> [Problem details] Go through the data below. List every line that holds the word "styles".

● ● ●

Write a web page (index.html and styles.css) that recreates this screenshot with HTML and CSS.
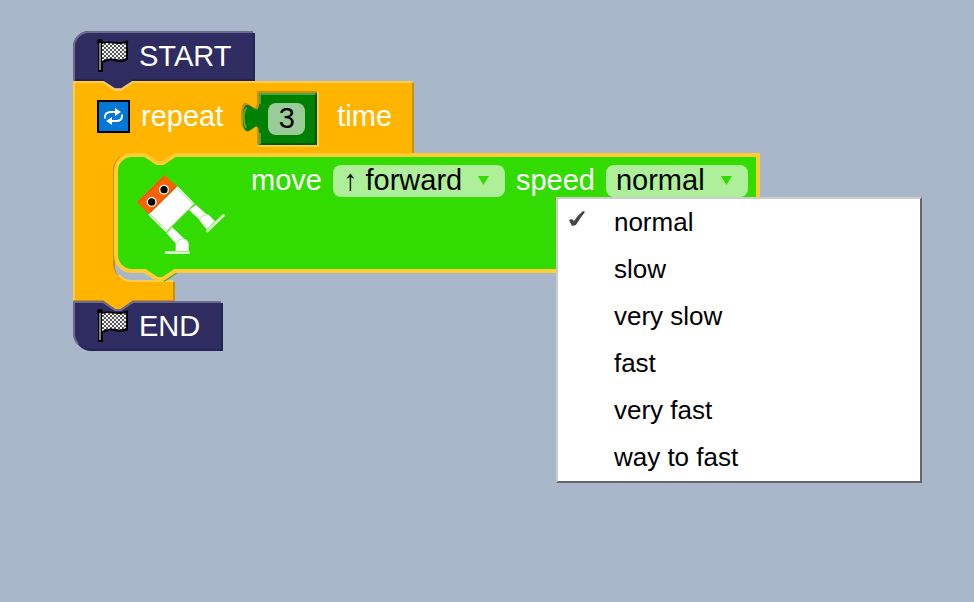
FILE: index.html
```html
<!DOCTYPE html>
<html lang="en">
<head>
<meta charset="utf-8">
<title>Block editor</title>
<link rel="stylesheet" href="styles.css">
</head>
<body>
<svg class="defs" aria-hidden="true">
  <defs>
    <pattern id="checks" width="4" height="4" patternUnits="userSpaceOnUse">
      <rect width="4" height="4" fill="#f4f4f4"/>
      <path d="M0 0h2v2h-2zM2 2h2v2h-2z" fill="#555"/>
    </pattern>
    <symbol id="flag" viewBox="0 0 34 34">
      <circle cx="4" cy="3" r="3" fill="#000"/>
      <path d="M2 3H6V4C12 0 20 6 31 1.500Q33 1 32 4V21C22 26 18 20 12 22Q9 23 7 24V33H2Z" fill="#000"/>
      <path d="M6 5C13 2 20 7 30 4V19C22 23 18 18 12 20Q9 20 6 22Z" fill="url(#checks)"/>
      <path d="M4 4V31" stroke="#aaa" stroke-width="1.500"/>
    </symbol>
  </defs>
</svg>
<main class="workspace">
  <div class="stack">
    <section class="block cap start">
      <svg class="shape" width="182" height="60" viewBox="0 0 182 60" aria-hidden="true">
        <path class="navy-dark" d="M2 50V18A16 16 0 0 1 18 2H182V50H59L48 57H42L31 50Z"/>
        <path class="navy" d="M0 48V16A16 16 0 0 1 16 0H180V48H60L48 57H42L30 48Z"/>
        <path class="navy-light" d="M1 50V16A15 15 0 0 1 16 1H180"/>
      </svg>
      <svg class="icon" aria-hidden="true"><use href="#flag"/></svg>
      <span>START</span>
    </section>

    <section class="block repeat">
      <svg class="shape" width="341" height="232" viewBox="0 0 341 232" aria-hidden="true">
        <path class="orange-dark" d="M2 2H30L42 10H48L60 2H341V74H102L90 82H84L72 74H58A16 16 0 0 0 42 90V183A16 16 0 0 0 58 201H102V221H60L48 229H42L30 221H1Z"/>
        <path class="orange" d="M0 0H30L42 8H48L60 0H339V73H102L90 81H84L72 73H56A16 16 0 0 0 40 89V183A16 16 0 0 0 56 199H100V219H60L48 228H42L30 219H0Z"/>
        <path class="orange-light" d="M1 219V1H30L42 9H48L60 1H339M46 194A16 16 0 0 0 57 200H100"/>
      </svg>
      <div class="head">
        <svg class="icon" viewBox="0 0 34 34" aria-hidden="true">
          <rect x="2" y="2" width="31" height="31" fill="#0078d7" stroke="#000" stroke-width="2"/>
          <path d="M9 19.500V18Q9 13 15 13H20M26 15.500V17Q26 22 20 22H15" fill="none" stroke="#fff" stroke-width="2"/>
          <path d="M19 9L25 13L19 17ZM16 18L10 22L16 26Z" fill="#fff"/>
        </svg>
        <label for="count">repeat</label>
        <div class="number">
          <svg class="shape" width="78" height="58" viewBox="0 0 78 58" aria-hidden="true">
            <path class="orange-dark" d="M15 1H77V57H15V41C15 21 -1 57 -1 26S15 31 15 11Z"/>
            <path class="orange-light" d="M15 56H76V1"/>
            <path fill="#008000" d="M17 3H75V55H17V43C17 23 1 59 1 28S17 33 17 13Z"/>
            <path fill="none" stroke="#4da64d" stroke-width="2" d="M73 4H18V14M18 43V54M4 38C1 32 1 20 5 18"/>
            <path fill="none" stroke="#005a00" stroke-width="2" d="M74 5V54H19"/>
          </svg>
          <input id="count" class="field" type="text" value="3">
        </div>
        <span>time</span>
      </div>

      <div class="body">
        <div class="block move">
          <svg class="shape" width="647" height="130" viewBox="0 0 647 130" aria-hidden="true">
            <path fill="#28af00" d="M46 121L51 129L66 119Z"/>
            <path fill="#32db00" stroke="#fc3" stroke-width="4" d="M3 18A16 16 0 0 1 19 2H32L44 10H50L62 2H645V118H62L50 126H44L32 118H19A16 16 0 0 1 3 102Z"/>
          </svg>
          <svg class="robot" viewBox="90 84 270 246" role="img" aria-label="Walking robot">
            <path fill="#ff6200" d="M175 87L214 122L130 206L93 168Z"/>
            <path fill="none" stroke="#c94a00" stroke-width="2" d="M98 168L175 93M132 198L207 123"/>
            <g fill="#000" stroke="#fff" stroke-width="4"><circle cx="174" cy="131" r="13"/><circle cx="137" cy="168" r="13"/></g>
            <g fill="#fff">
              <path d="M215 121L266 173L180 259L127 207Z"/>
              <path d="M198 243L235 278L213 296L181 261Z"/>
              <path d="M270 176L304 207L284 224L249 192Z"/>
              <path d="M209 318V291Q212 278 228 278Q247 278 248 294V318Z"/>
              <path d="M281 224Q279 208 300 205L308 206L327 226L303 251Z"/>
            </g>
            <g fill="none" stroke="#d6f8cc" stroke-linecap="round" stroke-width="8"><path d="M180 320H248M304 255L353 208"/></g>
            <g fill="none" stroke="#6de34a" stroke-width="2"><path d="M134 206L183 253M213 128L261 174M181 257L264 174M187 259L199 247M209 292Q218 277 234 279M281 222Q286 205 304 207M211 316H247M303 249L326 227"/></g>
          </svg>
          <div class="fields">
            <label for="direction">move</label>
            <span class="picker direction"><select id="direction" class="field"><option>↑ forward</option></select></span>
            <label for="speed">speed</label>
            <span class="picker speed">
              <select id="speed" class="field"><option>normal</option><option>slow</option><option>very slow</option><option>fast</option><option>very fast</option><option>way to fast</option></select>
              <span class="menu" role="menu">
                <button type="button" role="menuitemradio" aria-checked="true"><svg class="check" viewBox="0 0 16 18" aria-hidden="true"><path d="M0 10L3 9L5 11Q9 5 14 1L16 2Q11 8 7 15L3 16Z" fill="#444"/></svg>normal</button>
                <button type="button" role="menuitemradio" aria-checked="false">slow</button>
                <button type="button" role="menuitemradio" aria-checked="false">very slow</button>
                <button type="button" role="menuitemradio" aria-checked="false">fast</button>
                <button type="button" role="menuitemradio" aria-checked="false">very fast</button>
                <button type="button" role="menuitemradio" aria-checked="false">way to fast</button>
              </span>
            </span>
          </div>
        </div>
      </div>
    </section>

    <section class="block cap end">
      <svg class="shape" width="151" height="50" viewBox="0 0 151 50" aria-hidden="true">
        <path class="navy-dark" d="M2 2H30L42 10H48L60 2H150V50H18A16 16 0 0 1 2 34Z"/>
        <path class="navy" d="M0 0H30L42 8H48L60 0H148V48H18A18 18 0 0 1 0 32Z"/>
        <path class="navy-light" d="M5 43A16 16 0 0 1 1 32V1H30L42 9H48L60 1H148"/>
      </svg>
      <svg class="icon" aria-hidden="true"><use href="#flag"/></svg>
      <span>END</span>
    </section>
  </div>
</main>
</body>
</html>
```

FILE: styles.css
```css
* { box-sizing: border-box; }
body { margin: 0; background: #a8b8ca; }
.defs { position: absolute; width: 0; height: 0; }

.workspace {
  min-height: 100vh;
  padding: 31px 0 0 73px;
  color: #fff;
  font: 29px/32px "Liberation Sans", Arial, sans-serif;
}
.stack, .repeat { display: flex; flex-direction: column; align-items: flex-start; }

/* Blocks: the outline is an SVG behind the flowing content */
.block, .number { position: relative; isolation: isolate; }
.shape { position: absolute; top: 0; left: 0; z-index: -1; overflow: visible; }
.navy { fill: #2e2c61; }
.navy-dark { fill: #252350; }
.navy-light { fill: none; stroke: #6d6b90; stroke-width: 2; }
.orange { fill: #ffb400; }
.orange-dark { fill: #cc9000; }
.orange-light { fill: none; stroke: #ffcb4d; stroke-width: 2; }

.cap, .head { display: flex; align-items: center; padding-left: 23px; }
.cap { height: 50px; gap: 9px; }
.start { width: 182px; }
.end { width: 151px; }
.icon { width: 34px; height: 34px; flex: none; }

.repeat { padding-bottom: 28px; }
.head { height: 72px; gap: 11px; padding-bottom: 2px; }
.number { width: 78px; height: 58px; padding: 13px 0 0 26px; margin: 6px 6px 0 8px; }

.field {
  display: block;
  height: 32px;
  margin: 0;
  padding: 0 0 2px 10px;
  border: 0;
  border-radius: 8px;
  outline: 0;
  appearance: none;
  background: #adf099;
  color: #000;
  font: inherit;
  line-height: 30px;
}
.number .field { width: 37px; padding: 0 0 2px; text-align: center; background: #99cc99; }

.body { padding-left: 40px; }
.move { display: flex; align-items: flex-start; width: 647px; height: 120px; padding: 12px 12px 0 23px; }
.robot { width: 90px; height: 82px; flex: none; margin: 9px 25px 0 0; }
.fields { display: flex; gap: 11px; line-height: 30px; }

.picker { position: relative; }
.picker::after {
  content: "";
  position: absolute;
  top: 11px;
  right: 16px;
  width: 11px;
  height: 9px;
  background: #32db00;
  clip-path: polygon(0 0, 100% 0, 50% 100%);
  pointer-events: none;
}
.direction .field { width: 172px; }
.speed .field { width: 142px; }

.menu {
  position: absolute;
  top: 32px;
  right: -174px;
  z-index: 2;
  display: flex;
  flex-direction: column;
  width: 366px;
  border: 2px solid;
  border-color: #ccc #666 #666 #ccc;
  background: #fff;
}
.menu button {
  position: relative;
  height: 47px;
  padding: 0 0 2px 56px;
  border: 0;
  background: none;
  color: #000;
  font: 26px/44px "Liberation Sans", Arial, sans-serif;
  text-align: left;
}
.check { position: absolute; top: 11px; left: 11px; width: 16px; height: 18px; }

/* The connector under the first block plugs into the next one */
.start { z-index: 1; }
```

● ● ●

> [Expected answer]
Write a web page (index.html and styles.css) that recreates this screenshot with HTML and CSS.
<link rel="stylesheet" href="styles.css">
FILE: styles.css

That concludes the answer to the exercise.